++++ TASK DATA ++++

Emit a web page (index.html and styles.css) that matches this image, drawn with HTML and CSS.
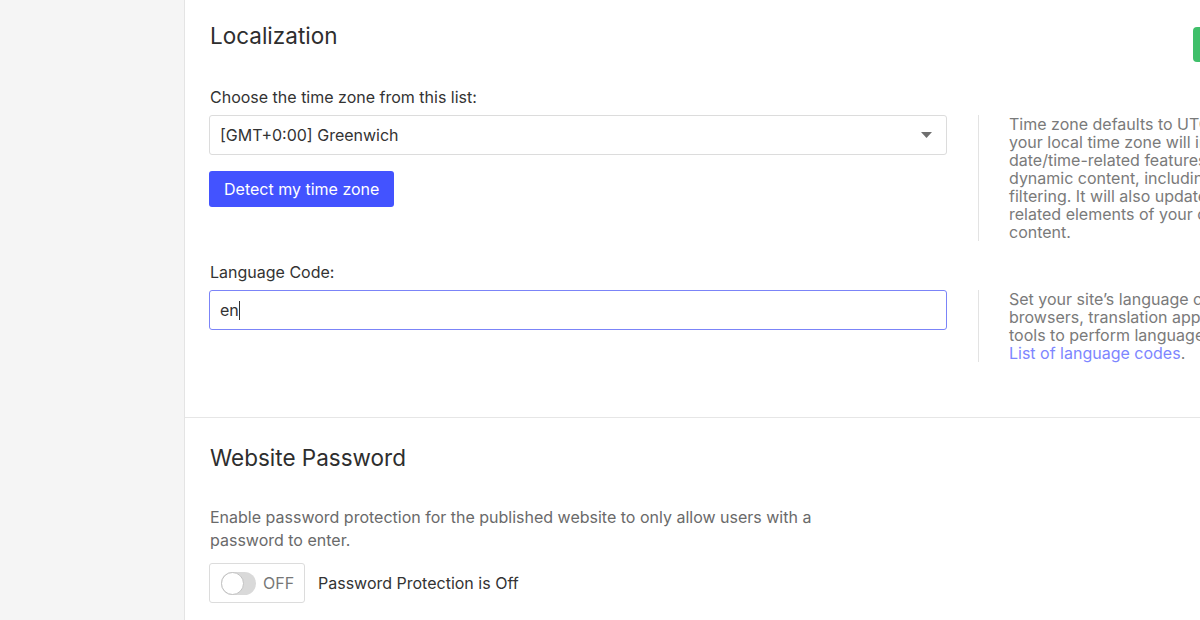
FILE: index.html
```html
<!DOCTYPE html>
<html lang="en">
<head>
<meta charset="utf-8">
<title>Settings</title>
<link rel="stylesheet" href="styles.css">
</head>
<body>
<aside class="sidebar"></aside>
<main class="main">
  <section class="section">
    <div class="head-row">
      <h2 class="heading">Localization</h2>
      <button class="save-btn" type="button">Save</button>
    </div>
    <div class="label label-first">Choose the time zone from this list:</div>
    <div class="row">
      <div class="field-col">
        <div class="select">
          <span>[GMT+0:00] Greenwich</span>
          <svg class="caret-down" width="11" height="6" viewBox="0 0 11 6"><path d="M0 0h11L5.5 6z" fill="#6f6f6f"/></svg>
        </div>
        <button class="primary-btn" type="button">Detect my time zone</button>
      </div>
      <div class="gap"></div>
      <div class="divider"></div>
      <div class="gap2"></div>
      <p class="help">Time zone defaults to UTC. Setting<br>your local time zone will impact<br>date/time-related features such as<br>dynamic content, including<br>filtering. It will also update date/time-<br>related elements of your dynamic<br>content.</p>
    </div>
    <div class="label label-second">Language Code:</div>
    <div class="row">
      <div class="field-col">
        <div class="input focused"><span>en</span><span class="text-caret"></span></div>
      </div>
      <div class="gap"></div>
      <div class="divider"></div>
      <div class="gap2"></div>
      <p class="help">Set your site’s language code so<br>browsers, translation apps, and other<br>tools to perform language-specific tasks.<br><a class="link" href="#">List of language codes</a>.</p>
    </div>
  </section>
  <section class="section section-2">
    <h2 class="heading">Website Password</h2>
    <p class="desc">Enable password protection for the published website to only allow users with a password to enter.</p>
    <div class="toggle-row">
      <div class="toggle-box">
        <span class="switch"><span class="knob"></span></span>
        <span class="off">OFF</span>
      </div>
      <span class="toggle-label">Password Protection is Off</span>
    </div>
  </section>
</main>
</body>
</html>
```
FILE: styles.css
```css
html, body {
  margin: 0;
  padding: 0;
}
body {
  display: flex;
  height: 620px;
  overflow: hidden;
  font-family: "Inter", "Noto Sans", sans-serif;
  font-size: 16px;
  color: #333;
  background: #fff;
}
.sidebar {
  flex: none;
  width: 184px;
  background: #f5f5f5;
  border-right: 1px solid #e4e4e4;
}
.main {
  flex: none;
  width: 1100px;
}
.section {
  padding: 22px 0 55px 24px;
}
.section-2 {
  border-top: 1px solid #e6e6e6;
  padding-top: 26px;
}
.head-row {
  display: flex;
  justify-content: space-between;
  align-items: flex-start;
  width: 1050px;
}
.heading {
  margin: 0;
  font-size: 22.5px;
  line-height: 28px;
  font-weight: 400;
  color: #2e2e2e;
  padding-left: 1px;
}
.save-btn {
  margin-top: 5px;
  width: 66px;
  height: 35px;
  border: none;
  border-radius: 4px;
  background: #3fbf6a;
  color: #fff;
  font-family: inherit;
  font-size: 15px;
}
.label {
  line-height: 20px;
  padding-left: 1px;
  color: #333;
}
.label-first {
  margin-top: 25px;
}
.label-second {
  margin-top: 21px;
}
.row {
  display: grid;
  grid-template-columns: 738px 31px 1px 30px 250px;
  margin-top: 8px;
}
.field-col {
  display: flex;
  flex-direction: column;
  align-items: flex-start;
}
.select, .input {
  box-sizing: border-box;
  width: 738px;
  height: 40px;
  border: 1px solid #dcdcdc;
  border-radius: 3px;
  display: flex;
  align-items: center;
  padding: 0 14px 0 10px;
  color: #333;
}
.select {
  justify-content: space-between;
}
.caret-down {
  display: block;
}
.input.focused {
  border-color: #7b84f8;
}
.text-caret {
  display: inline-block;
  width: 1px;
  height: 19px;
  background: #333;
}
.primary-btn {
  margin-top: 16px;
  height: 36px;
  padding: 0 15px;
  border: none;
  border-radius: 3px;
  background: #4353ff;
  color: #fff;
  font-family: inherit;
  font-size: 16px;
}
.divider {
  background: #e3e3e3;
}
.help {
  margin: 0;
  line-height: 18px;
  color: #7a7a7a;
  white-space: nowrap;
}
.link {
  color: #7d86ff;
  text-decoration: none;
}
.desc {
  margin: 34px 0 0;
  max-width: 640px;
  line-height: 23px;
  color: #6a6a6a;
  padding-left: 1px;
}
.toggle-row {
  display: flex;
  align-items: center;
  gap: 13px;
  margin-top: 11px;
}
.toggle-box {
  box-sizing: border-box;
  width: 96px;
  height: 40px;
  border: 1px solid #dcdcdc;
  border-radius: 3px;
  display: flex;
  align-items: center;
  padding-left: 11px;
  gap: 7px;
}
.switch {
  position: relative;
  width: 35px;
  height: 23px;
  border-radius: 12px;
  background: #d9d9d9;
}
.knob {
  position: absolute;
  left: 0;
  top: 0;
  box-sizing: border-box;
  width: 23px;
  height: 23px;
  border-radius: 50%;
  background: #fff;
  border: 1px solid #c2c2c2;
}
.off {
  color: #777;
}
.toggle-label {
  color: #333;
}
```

++++
++++ TASK DATA ++++

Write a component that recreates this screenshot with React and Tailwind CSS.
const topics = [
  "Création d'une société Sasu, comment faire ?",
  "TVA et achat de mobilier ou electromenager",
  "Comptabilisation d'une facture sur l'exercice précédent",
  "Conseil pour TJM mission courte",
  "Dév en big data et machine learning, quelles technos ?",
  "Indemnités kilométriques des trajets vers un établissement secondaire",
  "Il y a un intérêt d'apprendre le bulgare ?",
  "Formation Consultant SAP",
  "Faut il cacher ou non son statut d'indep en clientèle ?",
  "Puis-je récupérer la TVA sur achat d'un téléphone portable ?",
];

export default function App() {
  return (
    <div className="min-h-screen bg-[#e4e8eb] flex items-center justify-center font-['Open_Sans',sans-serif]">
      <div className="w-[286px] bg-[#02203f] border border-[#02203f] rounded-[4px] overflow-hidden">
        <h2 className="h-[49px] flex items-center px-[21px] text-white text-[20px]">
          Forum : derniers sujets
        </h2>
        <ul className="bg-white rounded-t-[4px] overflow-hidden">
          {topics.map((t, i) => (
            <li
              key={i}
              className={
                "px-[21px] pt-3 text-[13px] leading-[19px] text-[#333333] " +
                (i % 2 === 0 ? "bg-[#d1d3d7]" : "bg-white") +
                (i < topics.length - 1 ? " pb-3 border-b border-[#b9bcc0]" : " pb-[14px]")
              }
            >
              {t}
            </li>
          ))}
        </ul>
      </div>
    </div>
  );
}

++++
++++ TASK DATA ++++

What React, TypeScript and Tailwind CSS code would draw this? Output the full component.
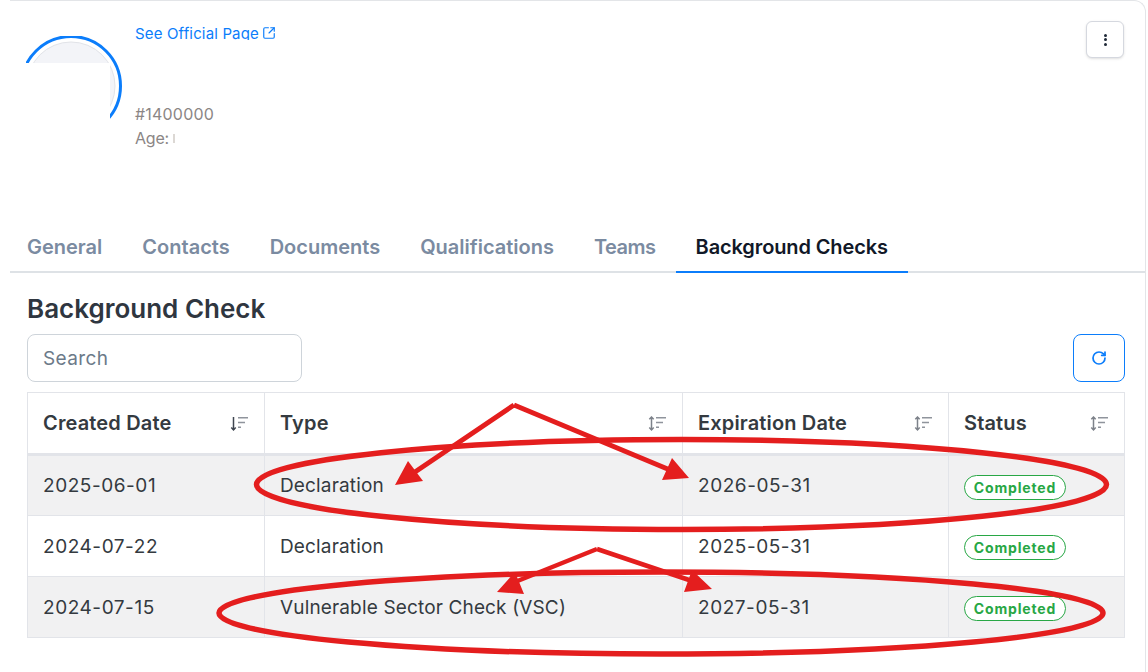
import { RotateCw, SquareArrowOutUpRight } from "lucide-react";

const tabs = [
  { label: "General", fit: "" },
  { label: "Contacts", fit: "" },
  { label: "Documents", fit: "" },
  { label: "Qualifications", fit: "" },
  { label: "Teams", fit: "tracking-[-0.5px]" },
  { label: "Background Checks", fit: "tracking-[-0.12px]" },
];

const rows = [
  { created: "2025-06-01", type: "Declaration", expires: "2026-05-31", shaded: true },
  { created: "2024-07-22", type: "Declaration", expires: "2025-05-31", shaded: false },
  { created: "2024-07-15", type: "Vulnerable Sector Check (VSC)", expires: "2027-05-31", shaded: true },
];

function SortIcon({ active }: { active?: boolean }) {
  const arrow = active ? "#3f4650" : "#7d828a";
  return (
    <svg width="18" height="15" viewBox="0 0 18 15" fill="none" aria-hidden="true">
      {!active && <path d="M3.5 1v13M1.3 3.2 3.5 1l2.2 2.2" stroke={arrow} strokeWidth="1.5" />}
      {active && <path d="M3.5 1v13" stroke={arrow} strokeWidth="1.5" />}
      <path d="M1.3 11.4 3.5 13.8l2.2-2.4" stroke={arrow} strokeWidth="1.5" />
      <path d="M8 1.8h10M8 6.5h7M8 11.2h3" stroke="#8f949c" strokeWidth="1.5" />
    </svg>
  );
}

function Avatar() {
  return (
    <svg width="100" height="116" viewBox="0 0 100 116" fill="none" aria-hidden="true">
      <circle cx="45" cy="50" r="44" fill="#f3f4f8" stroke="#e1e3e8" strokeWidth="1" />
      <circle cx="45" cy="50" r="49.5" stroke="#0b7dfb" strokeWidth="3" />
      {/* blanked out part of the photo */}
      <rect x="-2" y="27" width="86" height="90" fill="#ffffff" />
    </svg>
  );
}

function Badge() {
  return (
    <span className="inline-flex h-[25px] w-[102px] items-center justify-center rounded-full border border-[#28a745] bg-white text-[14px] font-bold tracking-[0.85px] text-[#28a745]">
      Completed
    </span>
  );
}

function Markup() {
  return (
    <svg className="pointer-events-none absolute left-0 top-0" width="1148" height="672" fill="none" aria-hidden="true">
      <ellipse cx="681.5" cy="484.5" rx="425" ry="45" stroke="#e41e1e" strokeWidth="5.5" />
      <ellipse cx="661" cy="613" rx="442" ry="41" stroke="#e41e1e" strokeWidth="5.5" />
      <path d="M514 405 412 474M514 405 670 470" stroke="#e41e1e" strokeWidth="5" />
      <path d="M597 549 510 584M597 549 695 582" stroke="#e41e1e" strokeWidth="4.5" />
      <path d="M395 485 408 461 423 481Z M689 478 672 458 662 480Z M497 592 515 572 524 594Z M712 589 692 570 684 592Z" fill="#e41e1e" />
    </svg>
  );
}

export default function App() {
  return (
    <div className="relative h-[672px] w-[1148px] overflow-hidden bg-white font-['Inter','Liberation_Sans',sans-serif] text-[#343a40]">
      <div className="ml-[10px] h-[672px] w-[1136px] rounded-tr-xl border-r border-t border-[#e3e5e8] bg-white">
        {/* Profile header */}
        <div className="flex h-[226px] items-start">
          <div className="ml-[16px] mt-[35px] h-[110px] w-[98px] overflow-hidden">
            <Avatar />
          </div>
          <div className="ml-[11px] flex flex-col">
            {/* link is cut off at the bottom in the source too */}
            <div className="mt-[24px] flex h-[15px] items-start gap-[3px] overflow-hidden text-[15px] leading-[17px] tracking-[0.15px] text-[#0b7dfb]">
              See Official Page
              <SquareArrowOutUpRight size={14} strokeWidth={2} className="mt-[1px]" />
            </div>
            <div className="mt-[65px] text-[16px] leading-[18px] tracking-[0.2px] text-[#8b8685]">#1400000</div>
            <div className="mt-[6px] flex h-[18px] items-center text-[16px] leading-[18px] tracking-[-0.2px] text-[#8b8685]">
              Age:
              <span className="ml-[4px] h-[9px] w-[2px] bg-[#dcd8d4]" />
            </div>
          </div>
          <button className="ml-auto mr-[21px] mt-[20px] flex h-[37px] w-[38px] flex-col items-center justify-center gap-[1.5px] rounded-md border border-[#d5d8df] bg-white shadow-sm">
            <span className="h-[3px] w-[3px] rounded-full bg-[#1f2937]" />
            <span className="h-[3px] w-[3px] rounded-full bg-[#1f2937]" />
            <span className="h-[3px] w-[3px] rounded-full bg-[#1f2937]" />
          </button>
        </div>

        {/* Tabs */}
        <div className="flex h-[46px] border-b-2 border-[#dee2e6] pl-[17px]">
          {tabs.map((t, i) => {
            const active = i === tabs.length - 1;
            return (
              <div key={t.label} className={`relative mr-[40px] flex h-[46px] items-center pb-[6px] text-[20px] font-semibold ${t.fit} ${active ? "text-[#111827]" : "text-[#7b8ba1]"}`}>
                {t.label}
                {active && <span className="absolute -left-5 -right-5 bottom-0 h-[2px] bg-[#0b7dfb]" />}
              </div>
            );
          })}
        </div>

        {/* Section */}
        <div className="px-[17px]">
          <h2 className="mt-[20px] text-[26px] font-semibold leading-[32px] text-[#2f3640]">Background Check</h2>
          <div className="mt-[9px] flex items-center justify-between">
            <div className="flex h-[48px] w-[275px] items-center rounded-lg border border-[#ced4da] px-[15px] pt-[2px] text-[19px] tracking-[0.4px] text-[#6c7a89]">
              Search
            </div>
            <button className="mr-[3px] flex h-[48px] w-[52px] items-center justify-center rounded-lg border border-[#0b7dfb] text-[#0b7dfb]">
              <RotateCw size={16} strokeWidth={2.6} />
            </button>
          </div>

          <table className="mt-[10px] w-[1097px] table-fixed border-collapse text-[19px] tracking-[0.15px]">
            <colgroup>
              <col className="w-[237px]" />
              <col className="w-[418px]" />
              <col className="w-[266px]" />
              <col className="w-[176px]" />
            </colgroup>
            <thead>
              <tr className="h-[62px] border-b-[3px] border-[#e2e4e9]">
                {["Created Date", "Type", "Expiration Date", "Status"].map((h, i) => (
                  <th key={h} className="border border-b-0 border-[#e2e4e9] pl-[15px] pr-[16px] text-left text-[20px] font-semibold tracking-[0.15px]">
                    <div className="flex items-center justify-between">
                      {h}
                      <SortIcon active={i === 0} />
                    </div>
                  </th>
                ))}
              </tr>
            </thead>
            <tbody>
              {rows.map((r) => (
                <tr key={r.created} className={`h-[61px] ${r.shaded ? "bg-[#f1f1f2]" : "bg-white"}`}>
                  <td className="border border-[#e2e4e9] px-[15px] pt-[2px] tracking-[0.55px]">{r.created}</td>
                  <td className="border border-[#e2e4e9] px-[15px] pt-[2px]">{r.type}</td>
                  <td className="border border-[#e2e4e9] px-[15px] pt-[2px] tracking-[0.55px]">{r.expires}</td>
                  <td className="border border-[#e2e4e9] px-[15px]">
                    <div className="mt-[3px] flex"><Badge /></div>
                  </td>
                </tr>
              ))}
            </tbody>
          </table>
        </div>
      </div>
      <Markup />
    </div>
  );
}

++++

From the entries above, copy every line containing the word "component".

Write a component that recreates this screenshot with React and Tailwind CSS.
What React, TypeScript and Tailwind CSS code would draw this? Output the full component.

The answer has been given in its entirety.